Vor einigen Jahren ersetzte eine besser verträgliche Therapie das alte, arsenhaltige Medikament. Leider war auch diese wenig feldtauglich. «Bei dieser Kombinationstherapie fiel ein Kubikmeter Material pro vier Patienten an», erklärt Burri. Weil die Krankheit praktisch immer fern aller Infrastruktur im Busch auftritt, waren die logistischen Herausforderungen enorm.

Fexinidazol wurde schliesslich Mitte der Nullerjahre im Rahmen eines Screeningprogramms nach neuen Wirkstoffen gegen die Schlafkrankheit entdeckt. In Laborversuchen am Swiss TPH erwies sich der Wirkstoff als sehr effizient gegen den Erreger der Schlafkrankheit und konnte sich auch in weiteren Entwicklungsphasen als erstes orales Medikament behaupten.

Rein orale Behandlung

Fexinidazol ist eine simple Tablette, die eine Woche lang dreimal täglich verabreicht wird. Gemäss klinischen Studien ist diese Therapie bei über 90 Prozent der Patienten erfolgreich. Diese waren nach 18 Monaten noch am Leben und frei von Parasiten. Damit wird ein riesiger Schritt in Richtung der für 2020 geplanten Elimination der Krankheit als Problem der öffentlichen Gesundheit gemacht.
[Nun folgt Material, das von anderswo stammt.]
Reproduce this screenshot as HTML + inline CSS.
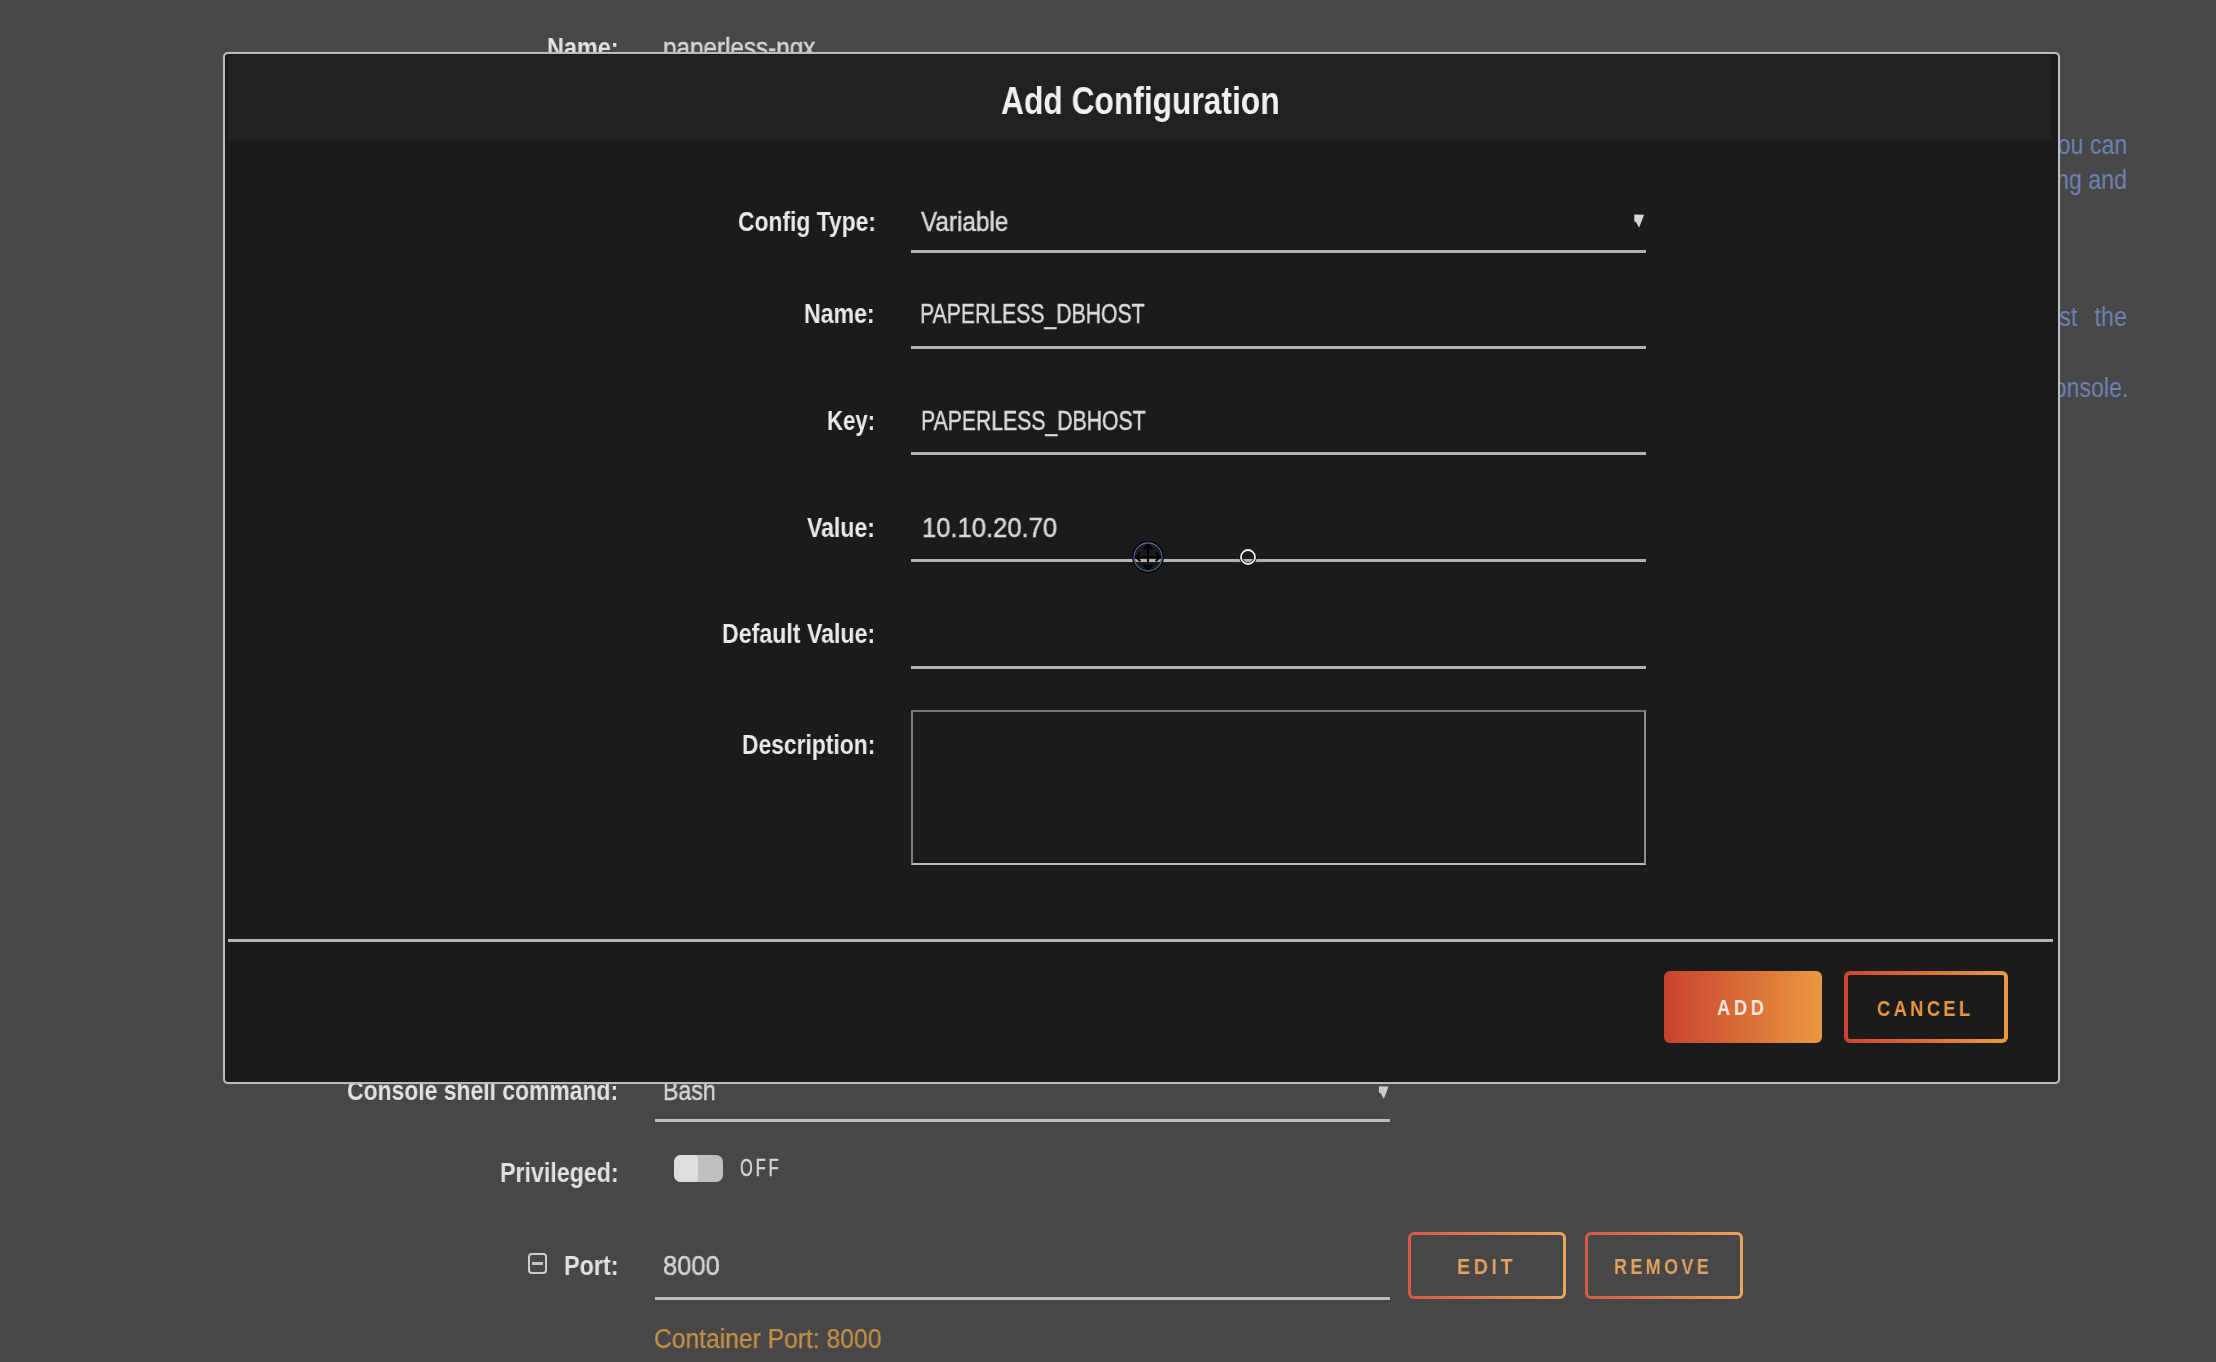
<!DOCTYPE html>
<html><head><meta charset="utf-8"><title>Add Configuration</title>
<style>
html,body{margin:0;padding:0;}
body{width:2216px;height:1362px;overflow:hidden;background:#474747;position:relative;font-family:"Liberation Sans",sans-serif;}
.t{position:absolute;font-family:"Liberation Sans",sans-serif;line-height:1;white-space:pre;transform-origin:0 0;will-change:transform;}
.r{position:absolute;box-sizing:border-box;}
.ul{position:absolute;height:3px;background:#b3b3b3;}
.gbtn{position:absolute;box-sizing:border-box;border-radius:6px;}
</style></head><body>

<!-- ===== background page ===== -->
<div class="ul" style="left:655px;top:1119px;width:735px;background:#bdbdbd"></div>
<svg class="r" style="left:1376px;top:1084px" width="16" height="18" viewBox="1376 1084 16 18"><polygon points="1378.9,1086.2 1388.6,1086.5 1383.8,1099 1380.9,1093.6 1378.9,1092.6" fill="#cbcbcb"/></svg>
<div class="r" style="left:674px;top:1155px;width:49px;height:27px;border-radius:7px;background:#bfbfbf"></div>
<div class="r" style="left:674px;top:1155px;width:24px;height:27px;border-radius:7px 3px 3px 7px;background:#dedede"></div>
<div class="r" style="left:528px;top:1253px;width:19px;height:21px;border:2px solid #cdcdcd;border-radius:4px"></div>
<div class="r" style="left:532px;top:1262px;width:11px;height:2.5px;background:#c4c4c4"></div>
<div class="ul" style="left:655px;top:1297px;width:735px;background:#bdbdbd"></div>
<div class="gbtn" style="left:1408px;top:1232px;width:158px;height:67px;border:3px solid transparent;background:linear-gradient(#474747,#474747) padding-box,linear-gradient(90deg,#d35a48,#eaa55c) border-box;"></div>
<div class="gbtn" style="left:1585px;top:1232px;width:158px;height:67px;border:3px solid transparent;background:linear-gradient(#474747,#474747) padding-box,linear-gradient(90deg,#d35a48,#eaa55c) border-box;"></div>
<div class='t' style='left:546.73px;top:35.00px;font-size:27px;font-weight:bold;color:#e2e2e2;letter-spacing:0px;transform:scaleX(0.8675);'>Name:</div>
<div class='t' style='left:663.10px;top:35.00px;font-size:27px;font-weight:normal;color:#d4d4d4;letter-spacing:0px;transform:scaleX(0.8988);-webkit-text-stroke:0.5px #d4d4d4;'>paperless-ngx</div>
<div class='t' style='left:2045.86px;top:132.40px;font-size:27px;font-weight:normal;color:#6e82b4;letter-spacing:0px;transform:scaleX(0.8600);-webkit-text-stroke:0.15px #6e82b4;'>you can</div>
<div class='t' style='left:2007.16px;top:167.40px;font-size:27px;font-weight:normal;color:#6e82b4;letter-spacing:0px;transform:scaleX(0.8600);-webkit-text-stroke:0.15px #6e82b4;'>loading and</div>
<div class='t' style='left:2026.94px;top:303.70px;font-size:27px;font-weight:normal;color:#6e82b4;letter-spacing:0px;transform:scaleX(0.8600);-webkit-text-stroke:0.15px #6e82b4;word-spacing:12.6px;'>must the</div>
<div class='t' style='left:2041.56px;top:374.60px;font-size:27px;font-weight:normal;color:#6e82b4;letter-spacing:0px;transform:scaleX(0.8600);-webkit-text-stroke:0.15px #6e82b4;'>console.</div>
<div class='t' style='left:347.15px;top:1078.30px;font-size:27px;font-weight:bold;color:#e2e2e2;letter-spacing:0px;transform:scaleX(0.8486);'>Console shell command:</div>
<div class='t' style='left:663.14px;top:1078.30px;font-size:27px;font-weight:normal;color:#d4d4d4;letter-spacing:0px;transform:scaleX(0.8567);-webkit-text-stroke:0.5px #d4d4d4;'>Bash</div>
<div class='t' style='left:499.64px;top:1160.00px;font-size:27px;font-weight:bold;color:#e2e2e2;letter-spacing:0px;transform:scaleX(0.8600);'>Privileged:</div>
<div class='t' style='left:740.28px;top:1156.70px;font-size:23px;font-weight:normal;color:#d6d6d6;letter-spacing:4px;transform:scaleX(0.7151);-webkit-text-stroke:0.5px #d6d6d6;'>OFF</div>
<div class='t' style='left:563.84px;top:1252.50px;font-size:27px;font-weight:bold;color:#e2e2e2;letter-spacing:0px;transform:scaleX(0.8650);'>Port:</div>
<div class='t' style='left:663.05px;top:1252.50px;font-size:27px;font-weight:normal;color:#d4d4d4;letter-spacing:0px;transform:scaleX(0.9458);-webkit-text-stroke:0.5px #d4d4d4;'>8000</div>
<div class='t' style='left:1457.11px;top:1256.30px;font-size:22px;font-weight:bold;color:#e3a060;letter-spacing:4px;transform:scaleX(0.8934);'>EDIT</div>
<div class='t' style='left:1613.98px;top:1256.30px;font-size:22px;font-weight:bold;color:#e3a060;letter-spacing:4px;transform:scaleX(0.8211);'>REMOVE</div>
<div class='t' style='left:654.39px;top:1325.50px;font-size:27px;font-weight:normal;color:#c88f46;letter-spacing:0px;transform:scaleX(0.9129);-webkit-text-stroke:0.25px #c88f46;'>Container Port: 8000</div>

<!-- ===== dialog ===== -->
<div class="r" style="left:223px;top:52px;width:1837px;height:1032px;border:2px solid #bcbcbc;border-radius:5px;background:#1c1b1c;overflow:hidden;box-shadow:0 0 0.6px 0.2px rgba(190,190,190,0.35)">
  <div class="r" style="left:3px;top:1px;right:7px;height:86px;background:#212121;border-radius:4px 4px 0 0"></div>
</div>
<div class="ul" style="left:911px;top:250px;width:735px"></div>
<svg class="r" style="left:1632px;top:212px" width="16" height="18" viewBox="1632 212 16 18"><polygon points="1634.3,214.5 1644.1,214.7 1639.1,227.8 1636.3,222.4 1634.3,221.3" fill="#d6d6d6"/></svg>
<div class="ul" style="left:911px;top:346px;width:735px"></div>
<div class="ul" style="left:911px;top:452px;width:735px"></div>
<div class="ul" style="left:911px;top:559px;width:735px"></div>
<div class="ul" style="left:911px;top:666px;width:735px"></div>
<div class="r" style="left:911px;top:710px;width:735px;height:155px;border:2px solid #747474;border-left-color:#7e7e7e;border-right-color:#8e8e8e;border-bottom-color:#bababa"></div>
<div class="ul" style="left:228px;top:939px;width:1825px;background:#b5b5b5"></div>
<div class="gbtn" style="left:1664px;top:971px;width:158px;height:72px;background:linear-gradient(90deg,#c8422f,#ea9840)"></div>
<div class="gbtn" style="left:1844px;top:971px;width:164px;height:72px;border:4px solid transparent;background:linear-gradient(#1c1b1c,#1c1b1c) padding-box,linear-gradient(90deg,#cf4430,#ea9a40) border-box;"></div>
<div class='t' style='left:1001.39px;top:81.00px;font-size:39px;font-weight:bold;color:#f0f0f0;letter-spacing:0px;transform:scaleX(0.8141);'>Add Configuration</div>
<div class='t' style='left:737.75px;top:208.60px;font-size:27px;font-weight:bold;color:#e9e9e9;letter-spacing:0px;transform:scaleX(0.8462);'>Config Type:</div>
<div class='t' style='left:921.30px;top:208.50px;font-size:27px;font-weight:normal;color:#d9d9d9;letter-spacing:0px;transform:scaleX(0.9000);-webkit-text-stroke:0.5px #d9d9d9;'>Variable</div>
<div class='t' style='left:804.14px;top:301.40px;font-size:27px;font-weight:bold;color:#e9e9e9;letter-spacing:0px;transform:scaleX(0.8562);'>Name:</div>
<div class='t' style='left:920.21px;top:301.40px;font-size:27px;font-weight:normal;color:#d9d9d9;letter-spacing:0px;transform:scaleX(0.7853);-webkit-text-stroke:0.5px #d9d9d9;'>PAPERLESS_DBHOST</div>
<div class='t' style='left:827.38px;top:407.70px;font-size:27px;font-weight:bold;color:#e9e9e9;letter-spacing:0px;transform:scaleX(0.8214);'>Key:</div>
<div class='t' style='left:921.21px;top:407.70px;font-size:27px;font-weight:normal;color:#d9d9d9;letter-spacing:0px;transform:scaleX(0.7853);-webkit-text-stroke:0.5px #d9d9d9;'>PAPERLESS_DBHOST</div>
<div class='t' style='left:807.40px;top:515.00px;font-size:27px;font-weight:bold;color:#e9e9e9;letter-spacing:0px;transform:scaleX(0.8538);'>Value:</div>
<div class='t' style='left:921.90px;top:515.00px;font-size:27px;font-weight:normal;color:#d9d9d9;letter-spacing:0px;transform:scaleX(0.9479);-webkit-text-stroke:0.5px #d9d9d9;'>10.10.20.70</div>
<div class='t' style='left:722.14px;top:621.00px;font-size:27px;font-weight:bold;color:#e9e9e9;letter-spacing:0px;transform:scaleX(0.8580);'>Default Value:</div>
<div class='t' style='left:741.95px;top:732.00px;font-size:27px;font-weight:bold;color:#e9e9e9;letter-spacing:0px;transform:scaleX(0.8465);'>Description:</div>
<div class='t' style='left:1717.37px;top:997.20px;font-size:22px;font-weight:bold;color:#f6ebe4;letter-spacing:4.5px;transform:scaleX(0.8273);'>ADD</div>
<div class='t' style='left:1877.20px;top:997.70px;font-size:22px;font-weight:bold;color:#e8973f;letter-spacing:4px;transform:scaleX(0.8339);'>CANCEL</div>

<!-- cursors -->
<svg class="r" style="left:1130px;top:539px" width="36" height="36" viewBox="0 0 36 36">
  <circle cx="18" cy="18" r="14.6" fill="none" stroke="#000" stroke-width="2.6"/>
  <circle cx="18" cy="18" r="14" fill="none" stroke="#4a6a92" stroke-width="1.3"/>
  <g stroke="#000" stroke-width="2.2" fill="none" stroke-linecap="square">
    <line x1="18" y1="6" x2="18" y2="30"/><line x1="6" y1="18" x2="30" y2="18"/>
    <polyline points="14.5,9.5 18,6 21.5,9.5"/><polyline points="14.5,26.5 18,30 21.5,26.5"/>
    <polyline points="9.5,14.5 6,18 9.5,21.5"/><polyline points="26.5,14.5 30,18 26.5,21.5"/>
  </g>
</svg>
<svg class="r" style="left:1238px;top:547px" width="20" height="20" viewBox="0 0 20 20">
  <circle cx="10" cy="10" r="7" fill="none" stroke="#111" stroke-width="3.6"/>
  <circle cx="10" cy="10" r="7" fill="none" stroke="#f2f2f2" stroke-width="1.8"/>
</svg>
</body></html>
Um auch das für 2030 gesteckte Ziel einer vollständig gestoppten Übertragung zu erreichen, sind aber weitere Anstrengungen notwendig. Die Behandlung muss so einfach wie nur möglich werden. Während Fexinidazol den Patienten in Kürze zur Verfügung stehen wird, arbeiten dieselben Partner bereits an klinischen Studien zu einer neuen Substanz, die, wenn die Tests erfolgreich verlaufen, die Krankheit mit einer einzigen Dosis heilen sollte.